Re-Design Rotenhäuser Damm 30 2013
Starting point for this cooperative master thesis is the forthcoming end of the project University of Neighbourhoods (UoN). Based on personal participation in different projects within the framework of the UdN, the authors want to transfer the generated resources into an alternative scenario for a new development, in order to locally convey the project-embedded knowledge rather than just taking it back to the university. The new proposal follows the idea of living as a superposition of different programmes and activities.

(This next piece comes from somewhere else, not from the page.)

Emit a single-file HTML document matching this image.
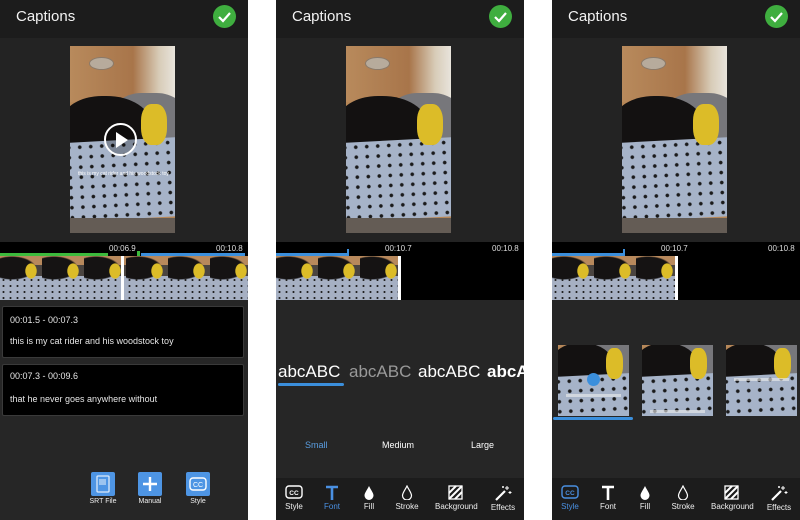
<!DOCTYPE html>
<html><head><meta charset="utf-8"><style>
*{margin:0;padding:0;box-sizing:border-box}
body{width:800px;height:520px;background:#fff;position:relative;overflow:hidden;font-family:"Liberation Sans",sans-serif;color:#fff}
.p{position:absolute;top:0;width:248px;height:520px;background:#262626;overflow:hidden}
.hd{position:absolute;left:0;top:0;width:100%;height:38px;background:#1c1c1c}
.hd span{position:absolute;left:16px;top:8px;font-size:15px;color:#f2f2f2}
.ok{position:absolute;right:12px;top:5px;width:23px;height:23px;border-radius:50%;background:#3fae3f}
.ok svg{position:absolute;left:0;top:0}
.va{position:absolute;top:38px;left:0;width:100%;height:204px;background:#232323}
.v{position:absolute;left:70px;top:8px;width:105px;height:187px;overflow:hidden;background:#b58656}
.v i{position:absolute;display:block}
.fl{left:0;top:0;width:100%;height:30%;background:linear-gradient(90deg,#b88a5c,#a8754a 60%,#d8ccb8 85%,#e8e4dc)}
.bw{left:18%;top:6%;width:24%;height:7%;border-radius:50%;background:#b7ab9c;border:1px solid #8a7a6a}
.gb{left:40%;top:25%;width:70%;height:30%;border-radius:40%;background:#77777b}
.ct{left:-8%;top:27%;width:85%;height:30%;border-radius:45% 50% 30% 30%;background:#131111}
.bl{left:-5%;top:50%;width:110%;height:42%;background-color:#a6b3c8;background-image:radial-gradient(circle,#1a1a1a 22%,transparent 27%);background-size:11px 10px;transform:rotate(-3deg)}
.ty{left:68%;top:31%;width:24%;height:22%;border-radius:40%;background:#dcbc28}
.bt{left:0;top:92%;width:100%;height:8%;background:#645c55}
.tl{position:absolute;top:242px;left:0;width:100%;height:58px;background:#000}
.ts{position:absolute;top:12px;font-size:8px;color:#ddd}
.strip{position:absolute;top:14px;left:0;height:44px;background:
radial-gradient(ellipse 6px 8px at 31px 15px,#dcbc28 90%,transparent 100%),
radial-gradient(ellipse 24px 12px at 12px 12px,#151313 90%,transparent 100%),
linear-gradient(#b8895c 0,#b8895c 20%,#4a4440 20%,#4a4440 46%,#a6b0c3 46%,#a6b0c3 100%);
background-size:42px 44px;background-repeat:repeat-x}
.dots{position:absolute;left:0;top:21px;height:23px;background-image:radial-gradient(circle,#222 20%,transparent 25%);background-size:7px 6px}
.wl{position:absolute;top:14px;width:3px;height:44px;background:#fff}
.box{position:absolute;left:2px;width:242px;height:52px;background:#000;border:1px solid #3a3a3a;border-radius:2px;font-size:9px;color:#e6e6e6}
.box div{position:absolute;left:7px}
.bb{position:absolute;top:472px;width:24px;height:24px;background:#4e95e4;border-radius:2px}
.bl2{position:absolute;top:498px;font-size:7px;color:#eee;width:50px;text-align:center}
.fr{position:absolute;top:362px;font-size:17px;white-space:nowrap}
.sz{position:absolute;top:440px;font-size:9px}
.tb{position:absolute;left:0;top:478px;width:100%;height:42px;background:#1c1c1c}
.tbi{position:absolute;top:0;width:40px;text-align:center}
.tbi svg{display:block;margin:7px auto 0}
.tbi span{display:block;font-size:8px;margin-top:2px;color:#eee}
.st{position:absolute;top:345px;width:71px;height:71px;overflow:hidden}
.st .v{left:0;top:-40px;width:71px;height:140px}
.cap{position:absolute;left:8px;width:55px;height:3px;background:#eee;opacity:.6}
</style></head><body>

<!-- PANEL 1 -->
<div class="p" style="left:0">
 <div class="hd"><span>Captions</span><div class="ok"><svg width="23" height="23"><path d="M6 12l4 4 7-8" stroke="#fff" stroke-width="2.2" fill="none"/></svg></div></div>
 <div class="va"><div class="v"><i class="fl"></i><i class="bw"></i><i class="gb"></i><i class="ct"></i><i class="bl"></i><i class="ty"></i><i class="bt"></i>
  <i style="left:34px;top:77px;width:33px;height:33px;border:2px solid #fff;border-radius:50%;background:rgba(0,0,0,.25)"></i>
  <i style="left:46px;top:86px;width:0;height:0;border-left:12px solid #fff;border-top:8px solid transparent;border-bottom:8px solid transparent"></i>
  <i style="left:8px;top:125px;font-size:5px;color:#fff;font-style:normal;white-space:nowrap">this is my cat rider and his woodstock toy</i>
 </div></div>
 <div class="tl">
  <div style="position:absolute;left:0;top:11px;width:108px;height:3px;background:#3cba3c"></div>
  <div style="position:absolute;left:137px;top:9px;width:3px;height:5px;background:#3cba3c"></div>
  <div style="position:absolute;left:141px;top:11px;width:104px;height:3px;background:#3b8fdc"></div>
  <div class="ts" style="left:109px;top:2px">00:06.9</div>
  <div class="ts" style="left:216px;top:2px">00:10.8</div>
  <div class="strip" style="width:248px"></div><div class="dots" style="width:248px;top:35px"></div>
  <div class="wl" style="left:121px"></div>
 </div>
 <div class="box" style="top:306px"><div style="top:8px">00:01.5 - 00:07.3</div><div style="top:29px">this is my cat rider and his woodstock toy</div></div>
 <div class="box" style="top:364px"><div style="top:6px">00:07.3 - 00:09.6</div><div style="top:29px">that he never goes anywhere without</div></div>
 <div class="bb" style="left:91px"><svg width="24" height="24"><rect x="6" y="4" width="12" height="16" rx="1" fill="none" stroke="#dbe9fa" stroke-width="1.3"/><rect x="8" y="7" width="7" height="6" fill="#9cc4ef"/></svg></div>
 <div class="bb" style="left:138px"><svg width="24" height="24"><path d="M12 5v14M5 12h14" stroke="#fff" stroke-width="2.4"/></svg></div>
 <div class="bb" style="left:186px"><svg width="24" height="24"><rect x="4" y="6" width="16" height="12" rx="3" fill="none" stroke="#fff" stroke-width="1.4"/><text x="12" y="15" font-size="7" fill="#fff" text-anchor="middle" font-family="Liberation Sans">CC</text></svg></div>
 <div class="bl2" style="left:78px">SRT File</div>
 <div class="bl2" style="left:125px">Manual</div>
 <div class="bl2" style="left:173px">Style</div>
</div>

<!-- PANEL 2 -->
<div class="p" style="left:276px">
 <div class="hd"><span>Captions</span><div class="ok"><svg width="23" height="23"><path d="M6 12l4 4 7-8" stroke="#fff" stroke-width="2.2" fill="none"/></svg></div></div>
 <div class="va"><div class="v"><i class="fl"></i><i class="bw"></i><i class="gb"></i><i class="ct"></i><i class="bl"></i><i class="ty"></i><i class="bt"></i></div></div>
 <div class="tl">
  <div style="position:absolute;left:0;top:11px;width:73px;height:3px;background:#3b8fdc"></div>
  <div style="position:absolute;left:71px;top:7px;width:2px;height:7px;background:#3b8fdc"></div>
  <div class="ts" style="left:109px;top:2px">00:10.7</div>
  <div class="ts" style="left:216px;top:2px">00:10.8</div>
  <div class="strip" style="width:124px"></div><div class="dots" style="width:124px;top:35px"></div>
  <div class="wl" style="left:122px"></div>
 </div>
 <div class="fr" style="left:2px">abcABC</div>
 <div class="fr" style="left:73px;color:#999">abcABC</div>
 <div class="fr" style="left:142px">abcABC</div>
 <div class="fr" style="left:211px;font-weight:bold">abcABC</div>
 <div style="position:absolute;left:2px;top:383px;width:66px;height:3px;background:#3b8fdc;border-radius:2px"></div>
 <div class="sz" style="left:29px;color:#5a9de0">Small</div>
 <div class="sz" style="left:106px">Medium</div>
 <div class="sz" style="left:195px">Large</div>
 <div class="tb">
  <div class="tbi" style="left:-2px"><svg width="18" height="15"><rect x="1" y="1" width="16" height="12" rx="3" fill="none" stroke="#fff" stroke-width="1.4"/><text x="9" y="10" font-size="6.5" fill="#fff" text-anchor="middle" font-family="Liberation Sans" font-weight="bold">CC</text></svg><span>Style</span></div>
  <div class="tbi" style="left:36px"><svg width="16" height="15"><path d="M2 2h12M8 2v13" stroke="#4a90e2" stroke-width="2.6"/></svg><span style="color:#4a90e2">Font</span></div>
  <div class="tbi" style="left:73px"><svg width="12" height="15"><path d="M6 1C4 5 1.5 8 1.5 10.5a4.5 4.5 0 009 0C10.5 8 8 5 6 1z" fill="#fff"/></svg><span>Fill</span></div>
  <div class="tbi" style="left:111px"><svg width="12" height="15"><path d="M6 1C4 5 1.5 8 1.5 10.5a4.5 4.5 0 009 0C10.5 8 8 5 6 1z" fill="none" stroke="#fff" stroke-width="1.2"/></svg><span>Stroke</span></div>
  <div class="tbi" style="left:159px"><svg width="15" height="15"><rect x="1" y="1" width="13" height="13" fill="none" stroke="#fff" stroke-width="1.3"/><path d="M1 8l7-7M1 14L14 1M7 14l7-7" stroke="#fff" stroke-width="2"/></svg><span>Background</span></div>
  <div class="tbi" style="left:207px"><svg width="18" height="16"><path d="M2 15L11 6" stroke="#fff" stroke-width="2.2"/><path d="M13 1v4M11 3h4M16 6v3M14.5 7.5h3M9 1v2M8 2h2" stroke="#fff" stroke-width="1"/></svg><span>Effects</span></div>
 </div>
</div>

<!-- PANEL 3 -->
<div class="p" style="left:552px">
 <div class="hd"><span>Captions</span><div class="ok"><svg width="23" height="23"><path d="M6 12l4 4 7-8" stroke="#fff" stroke-width="2.2" fill="none"/></svg></div></div>
 <div class="va"><div class="v"><i class="fl"></i><i class="bw"></i><i class="gb"></i><i class="ct"></i><i class="bl"></i><i class="ty"></i><i class="bt"></i></div></div>
 <div class="tl">
  <div style="position:absolute;left:0;top:11px;width:73px;height:3px;background:#3b8fdc"></div>
  <div style="position:absolute;left:71px;top:7px;width:2px;height:7px;background:#3b8fdc"></div>
  <div class="ts" style="left:109px;top:2px">00:10.7</div>
  <div class="ts" style="left:216px;top:2px">00:10.8</div>
  <div class="strip" style="width:124px"></div><div class="dots" style="width:124px;top:35px"></div>
  <div class="wl" style="left:123px"></div>
 </div>
 <div class="st" style="left:6px"><div class="v"><i class="fl"></i><i class="gb"></i><i class="ct"></i><i class="bl"></i><i class="ty"></i><i class="bt"></i></div><div class="cap" style="top:49px"></div>
  <div style="position:absolute;left:29px;top:28px;width:13px;height:13px;border-radius:50%;background:#3b8fdc"></div></div>
 <div class="st" style="left:90px"><div class="v"><i class="fl"></i><i class="gb"></i><i class="ct"></i><i class="bl"></i><i class="ty"></i><i class="bt"></i></div><div class="cap" style="top:65px"></div></div>
 <div class="st" style="left:174px"><div class="v"><i class="fl"></i><i class="gb"></i><i class="ct"></i><i class="bl"></i><i class="ty"></i><i class="bt"></i></div><div class="cap" style="top:33px"></div></div>
 <div style="position:absolute;left:1px;top:417px;width:80px;height:3px;background:#3b8fdc;border-radius:2px"></div>
 <div class="tb">
  <div class="tbi" style="left:-2px"><svg width="18" height="15"><rect x="1" y="1" width="16" height="12" rx="3" fill="none" stroke="#4a90e2" stroke-width="1.4"/><text x="9" y="10" font-size="6.5" fill="#4a90e2" text-anchor="middle" font-family="Liberation Sans" font-weight="bold">CC</text></svg><span style="color:#4a90e2">Style</span></div>
  <div class="tbi" style="left:36px"><svg width="16" height="15"><path d="M2 2h12M8 2v13" stroke="#fff" stroke-width="2.6"/></svg><span>Font</span></div>
  <div class="tbi" style="left:73px"><svg width="12" height="15"><path d="M6 1C4 5 1.5 8 1.5 10.5a4.5 4.5 0 009 0C10.5 8 8 5 6 1z" fill="#fff"/></svg><span>Fill</span></div>
  <div class="tbi" style="left:111px"><svg width="12" height="15"><path d="M6 1C4 5 1.5 8 1.5 10.5a4.5 4.5 0 009 0C10.5 8 8 5 6 1z" fill="none" stroke="#fff" stroke-width="1.2"/></svg><span>Stroke</span></div>
  <div class="tbi" style="left:159px"><svg width="15" height="15"><rect x="1" y="1" width="13" height="13" fill="none" stroke="#fff" stroke-width="1.3"/><path d="M1 8l7-7M1 14L14 1M7 14l7-7" stroke="#fff" stroke-width="2"/></svg><span>Background</span></div>
  <div class="tbi" style="left:207px"><svg width="18" height="16"><path d="M2 15L11 6" stroke="#fff" stroke-width="2.2"/><path d="M13 1v4M11 3h4M16 6v3M14.5 7.5h3M9 1v2M8 2h2" stroke="#fff" stroke-width="1"/></svg><span>Effects</span></div>
 </div>
</div>
</body></html>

The case study of the UoN reveals that the general terms “private & public“ which are used in the fields of architecture and planning cannot represent complex situations if space is understood in its relational context. Developing this consideration with the notion that space is perceived as “spacing and the performance of synthesis” (Löw 2001), the conclusion can be drawn that the level of privacy is determined by the grade of appropriation. Therefore the following design interprets architectural space primarily as generally closed (individual) or on the other hand fully accessible (collective).
Hence the building is divided into individual units and collective spaces.
Three main blocks accommodate individual units which are developed out of a minimum private space principle. These blocks are designed according to the Open Building System (S.A.R.) that enables individual fit-outs of units by heterogenous inhabitants.
The individual units are connected by collective spaces which are set in strategic locations. They are not defined by a programme but rather determined through specific architectural attributes and functions (wall segments, double hight, different levels & kitchen) to be appropriated by future residents and passers-by.
This design approach transforms the idea of “individual & collective” into an architecture that enables appropriation and develops its “openness” out of its own performance.
Literature: Löw, Martina (2001), Raumsoziologie, Frankfurt a. M.